Backups can hardly serve this purpose because “dirty state” cannot be selectively excluded.

Backups versus Code

Backups are the straightforward approaches to recovery.

Backups are huge and slow.

Compare mammoth with its DNA sample.

You can still easily justify a backup for actual application data - something which is not re-generatable and precious.

However, system instances should be re-generatable.

The code stays slim for that purpose - any version recoverable anytime.
Backups are not comparable and mergeable.

You cannot compare or merge two mammoths, but it’s possible to select their best properties in combined DNA.
All backups may be already contaminated.

Imagine all hibernated mammoths you store in the freezer were terminally ill before they got there because of DNA. Without the ability to clone their DNA and fix it, they are lost as species.

The code hardly has any limit of depth into its history to patch it against issues.

Backups actually complement swift automated recovery but surely unable to provide all the benefits alone.

Besides all that, backups require managing them - a sub-system. Shouldn’t it also be codified for automation instead?

Hidden Issues => Actionable Reports

If steps are executed manually (without costly pedantic review):

Exit codes are not seen.
Error messages may remain unnoticed.
The sequence of steps and their dependencies are violated.

If valuable feedback is not seen immediately, the chance to eliminate hazards early (away from the release dates) is missed.

The potential problems pile up, and most of them are not even recognized.

Did you get deployment report with all failed steps listed down?
Can you redeploy again and review a fresh report right now?

Any automation instantly reports about a spectrum of issues across the entire integrated stack every time.

Reports are factual, precise, detailed, human-friendly and machine-processible.

Troubleshooting requires reliable evidence and ideally in a preserved environment isolated from concurrent actors.

In its extreme worst case, the evidence is made up by humans.

The more unreliable evidence is:

the fewer causes can be ruled out quickly,
the more human-time is spent on making things sure (instead of implementing a solution),
the more deadlines are crossed,
the more costly the project becomes.

And this chain may loop on every issue encountered!

Code allows cheap identical isolated environments with pre-configured sophisticated tooling to capture runtime state.

Instead of guessing, you are analyzing!

Hesitant Steps => Resolute Progress

Have you seen teams who avoid changes because they cherished single working setup?

Systems maintained manually accumulate all sorts of unknown modifications - configuration drift. Nothing works without this change, but nobody remembers what they are.

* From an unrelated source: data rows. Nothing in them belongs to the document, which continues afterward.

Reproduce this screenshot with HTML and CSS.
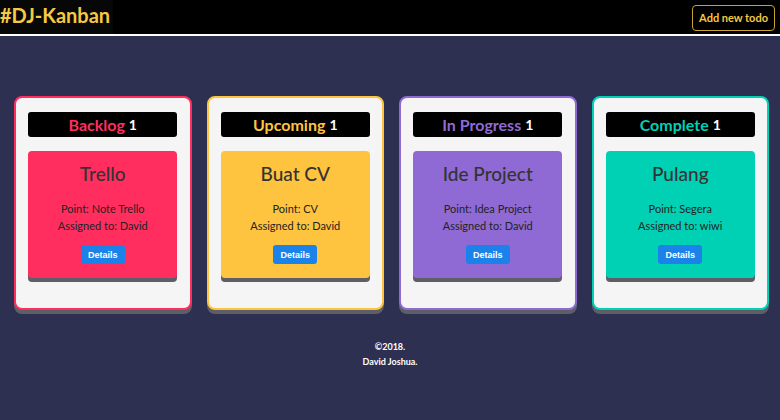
FILE: index.html
```html
<!DOCTYPE html>
<html>
<head>
<meta charset="utf-8">
<link rel="stylesheet" href="styles.css">
</head>
<body>
<header class="topbar">
  <div class="logo">#DJ-Kanban</div>
  <button class="add-btn">Add new todo</button>
</header>
<main class="board">
  <section class="column backlog">
    <div class="col-head"><span class="col-title">Backlog</span> <span class="count">1</span></div>
    <div class="card">
      <h2 class="card-title">Trello</h2>
      <p class="card-line">Point: Note Trello</p>
      <p class="card-line">Assigned to: David</p>
      <button class="details">Details</button>
    </div>
  </section>
  <section class="column upcoming">
    <div class="col-head"><span class="col-title">Upcoming</span> <span class="count">1</span></div>
    <div class="card">
      <h2 class="card-title">Buat CV</h2>
      <p class="card-line">Point: CV</p>
      <p class="card-line">Assigned to: David</p>
      <button class="details">Details</button>
    </div>
  </section>
  <section class="column progress">
    <div class="col-head"><span class="col-title">In Progress</span> <span class="count">1</span></div>
    <div class="card">
      <h2 class="card-title">Ide Project</h2>
      <p class="card-line">Point: Idea Project</p>
      <p class="card-line">Assigned to: David</p>
      <button class="details">Details</button>
    </div>
  </section>
  <section class="column complete">
    <div class="col-head"><span class="col-title">Complete</span> <span class="count">1</span></div>
    <div class="card">
      <h2 class="card-title">Pulang</h2>
      <p class="card-line">Point: Segera</p>
      <p class="card-line">Assigned to: wiwi</p>
      <button class="details">Details</button>
    </div>
  </section>
</main>
<footer class="foot">
  <div>©2018.</div>
  <div>David Joshua.</div>
</footer>
</body>
</html>
```
FILE: styles.css
```css
html, body {
  margin: 0;
  padding: 0;
}
body {
  background: #2e3052;
  font-family: "Lato", "Open Sans", sans-serif;
  width: 780px;
  height: 420px;
  overflow: hidden;
}
.topbar {
  height: 34px;
  background: #000;
  border-bottom: 2px solid #fff;
  display: flex;
  align-items: center;
  justify-content: space-between;
  padding-right: 5px;
}
.logo {
  background: #070707;
  height: 34px;
  line-height: 30px;
  color: #f7c940;
  font-weight: 700;
  font-size: 20px;
  padding-right: 3px;
}
.add-btn {
  font-family: inherit;
  background: #000;
  color: #f7c940;
  border: 1px solid #c9a22e;
  border-radius: 4px;
  font-weight: 700;
  font-size: 11px;
  height: 26px;
  padding: 0 6px;
  margin-top: 1px;
}
.board {
  display: flex;
  gap: 15px;
  padding: 60px 0 0 14px;
}
.column {
  width: 173.5px;
  height: 210px;
  box-sizing: content-box;
  background: #f5f5f5;
  border: 2px solid;
  border-radius: 8px;
  box-shadow: 0 4px 0 #5e5e66;
  padding: 0;
  display: flex;
  flex-direction: column;
  align-items: center;
}
.backlog { border-color: #ff2e5f; }
.upcoming { border-color: #ffc43f; }
.progress { border-color: #8f6ad4; }
.complete { border-color: #00d1b5; }
.backlog .col-title { color: #ff2e5f; }
.upcoming .col-title { color: #ffc43f; }
.progress .col-title { color: #8f6ad4; }
.complete .col-title { color: #00d1b5; }
.backlog .card { background: #ff2e5f; }
.upcoming .card { background: #ffc43f; }
.progress .card { background: #8f6ad4; }
.complete .card { background: #00d1b5; }
.col-head {
  margin-top: 14px;
  width: 149px;
  height: 25px;
  background: #000;
  border-radius: 3px;
  display: flex;
  align-items: center;
  justify-content: center;
  gap: 4px;
  font-weight: 700;
  font-size: 16px;
}
.count {
  color: #fff;
  font-size: 14px;
}
.card {
  margin-top: 14px;
  width: 149px;
  height: 127px;
  border-radius: 4px;
  box-shadow: 0 4px 0 #5e5e66;
  display: flex;
  flex-direction: column;
  align-items: center;
}
.card-title {
  margin: 12px 0 15px;
  font-size: 19px;
  font-weight: 500;
  color: #333;
  line-height: 22px;
}
.card-line {
  margin: 0;
  font-size: 11px;
  line-height: 17px;
  color: #222;
}
.details {
  margin-top: 11px;
  background: #1a82e8;
  color: #fff;
  border: none;
  border-radius: 3px;
  font-family: "Liberation Sans", Arial, sans-serif;
  font-weight: 700;
  font-size: 9px;
  height: 19px;
  padding: 0 7px;
}
.foot {
  margin-top: 29px;
  text-align: center;
  color: #fff;
  font-weight: 700;
  font-size: 9px;
  line-height: 15px;
}
```
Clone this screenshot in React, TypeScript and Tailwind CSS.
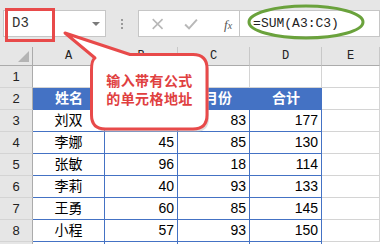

Do not let demands for stability freeze down any future progress.

A system code under revision control is undamageable and tracks all changes between versions with the finest granularity.

Spawn a system instance of any branch and maintain progress.

Conclusion

Let’s list the activities per section of this post:

control effortlessly
document lightly
describe exactly
integrate deeply
build repetitively
craft innovatively
multiply identically
version naturally
reuse truly
develop independently
manage conveniently
test thoroughly
preview interactively
recover proudly
secure reliably
backup reasonably
report comprehensively
troubleshoot analytically
progress predictably

These are very powerful capabilities. In fact, entire Agile movement (which is normally an empty hype by itself) is derived from these properties.

Everything above is enabled only by managing Infrastructure as Code.
Everything above is largely disabled by doing it otherwise.

It might be logical do to Everything as Code (EaC). However, there are limitations worth a separate post.